Tipping their hand, EPI asks whether we can afford the risks of charter schools because while some will be very good, some will also be very bad. This risk-reward question is interesting in an academic sense (and good public policies and oversight can mitigate it in practice) but tragically comic against the backdrop of a system that loses half of the minority students that enter it. Still, as they think about quality, charter supporters would do well to remember the naturally conservative (change-averse) character of American education, the risk-averse nature of politics, and the public’s tolerance for messy change.
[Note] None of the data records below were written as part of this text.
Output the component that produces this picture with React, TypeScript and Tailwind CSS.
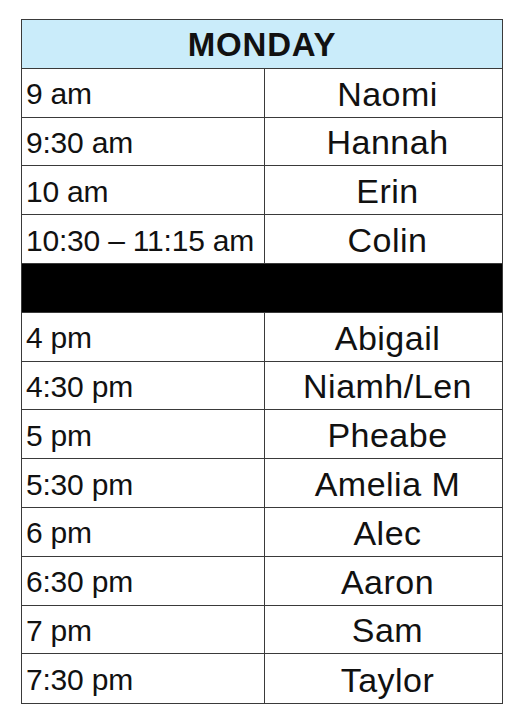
import React from "react";

const before = [
  ["9 am", "Naomi"],
  ["9:30 am", "Hannah"],
  ["10 am", "Erin"],
  ["10:30 – 11:15 am", "Colin"],
];
const after = [
  ["4 pm", "Abigail"],
  ["4:30 pm", "Niamh/Len"],
  ["5 pm", "Pheabe"],
  ["5:30 pm", "Amelia M"],
  ["6 pm", "Alec"],
  ["6:30 pm", "Aaron"],
  ["7 pm", "Sam"],
  ["7:30 pm", "Taylor"],
];

function Row({ t, n, last }: { t: string; n: string; last?: boolean }) {
  return (
    <div
      className={`grid grid-cols-[243px_1fr] h-[48.8px] ${last ? "" : "border-b border-[#3a3a3a]"}`}
    >
      <div className="border-r border-[#3a3a3a] flex items-center pl-[4px] pt-[3px] text-[30px] leading-none text-[#111] whitespace-nowrap tracking-[-0.2px]">
        {t}
      </div>
      <div className="flex items-center justify-center pl-[8px] pt-[2px] text-[34px] leading-none text-[#111] tracking-[0.5px]">
        {n}
      </div>
    </div>
  );
}

export default function App() {
  return (
    <div
      className="w-[529px] h-[720px] bg-white pt-[19px] pl-[21px]"
      style={{ fontFamily: '"Liberation Sans", Arial, sans-serif' }}
    >
      <div className="w-[482px] border border-[#3a3a3a]">
        <div className="h-[48.8px] bg-[#caecfa] border-b border-[#3a3a3a] flex items-center justify-center pt-[2px] text-[33px] font-bold leading-none text-[#111] tracking-[0.8px]">
          MONDAY
        </div>
        {before.map(([t, n]) => (
          <Row key={t} t={t} n={n} />
        ))}
        <div className="h-[48.8px] bg-black border-b border-[#3a3a3a]" />
        {after.map(([t, n], i) => (
          <Row key={t} t={t} n={n} last={i === after.length - 1} />
        ))}
      </div>
    </div>
  );
}
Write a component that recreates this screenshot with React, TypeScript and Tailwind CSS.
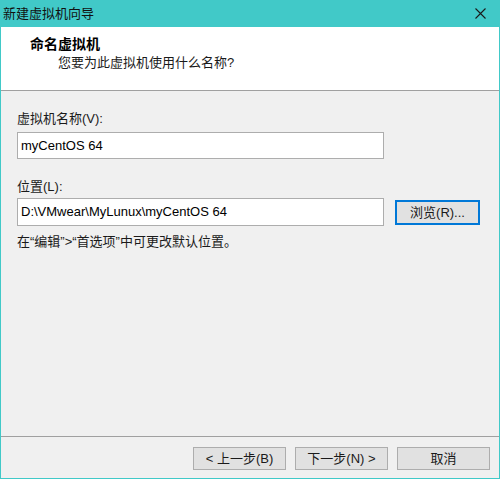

Charter school supporters better realize that they’re in a big fight. EPI didn’t just wake up and decide to go seek truth in the groves, there is an agenda here. Frederick Douglas reminds us that power concedes nothing without a demand. It also rarely concedes gracefully. So, to win this fight over time charter supporters better be serious about playing smart politics, dealing with low-performing charters (and yes, equal seriousness is necessary with regard to low-performing traditional public schools but such relativism is a weak defense and a worse offense) so that in a few years the numbers look manifestly different when charters mature more and more data is available. There is a kill the baby in the cradle quality to the recent barrage against charters, it’s up to charter supporters as to whether it succeeds.

Finally, EPI makes a good point about the similar political challenges of closing public charter schools and other public schools. Charter proponents are at a crossroads in terms of dealing with such schools. Unfortunately, however, that they’ll have to do it fighting on two fronts where they’re screwed one way if a school closes and another way if it stays open. But, welcome to life in today’s weird edupolitics where self-described progressives seek to discredit change at every turn and self-described conservatives are irresponsibly drunk on it.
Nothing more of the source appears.